The department offers bachelor programmes in Public Health and Health Promotion, master programmes in Health Promotion and Health Psychology; Gender and Development; and Child Welfare; as well as an international master programme in Health Promotion. You have won teaching prizes and are known to put your students first. What is the biggest impact of the work you do at Hemil?
“I hope that my work advising masters and PhD students in their budding research careers has a lasting impact, and leads them to a productive and satisfying researcher life. I have learned that the single most important thing I do is illuminate their innate skill, their intelligence and their devotion to excellence – so that they come to see these qualities in themselves.”
Today Hemil carries out research in a variation of fields like stress and health, HIV / AIDS, gender and development, political violence and poverty, bullying in schools, child welfare and social inequality and health policies of different countries. What areas of research should have priority in the near future?
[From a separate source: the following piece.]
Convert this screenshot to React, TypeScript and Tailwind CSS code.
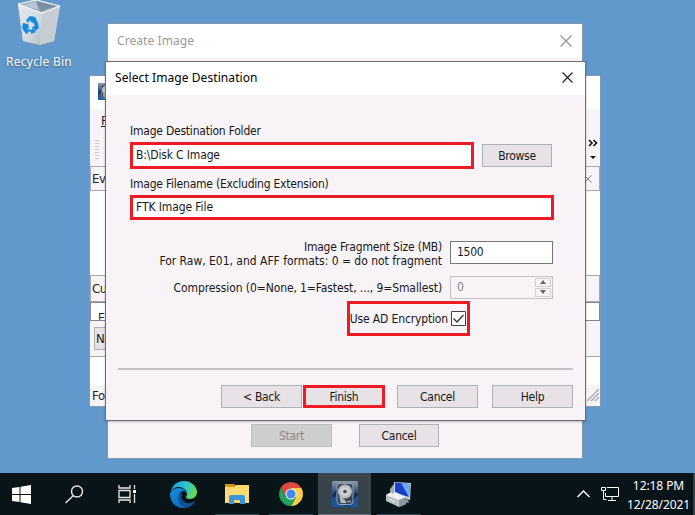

Is it important to integrate teaching into this research?
“There is much talk these days about the need to integrate teaching and research. The idea is that universities have a unique niche in higher education, as places where student scholars rub elbows with senior scholars. The idea is that both benefit, just as the master and the apprentice are both meant to benefit in the skilled trades. Let us learn from the tradesmen. Integrating research and teaching is more than just delivering research-based lectures to students. All university students should participate in the academic staff’s research groups, doing research with senior researchers, and not just directed by senior researchers. We must move from an ‘us-them’ mentality, to appreciate students as colleagues who add positive value to our research, if we will only invite them in to the workroom.”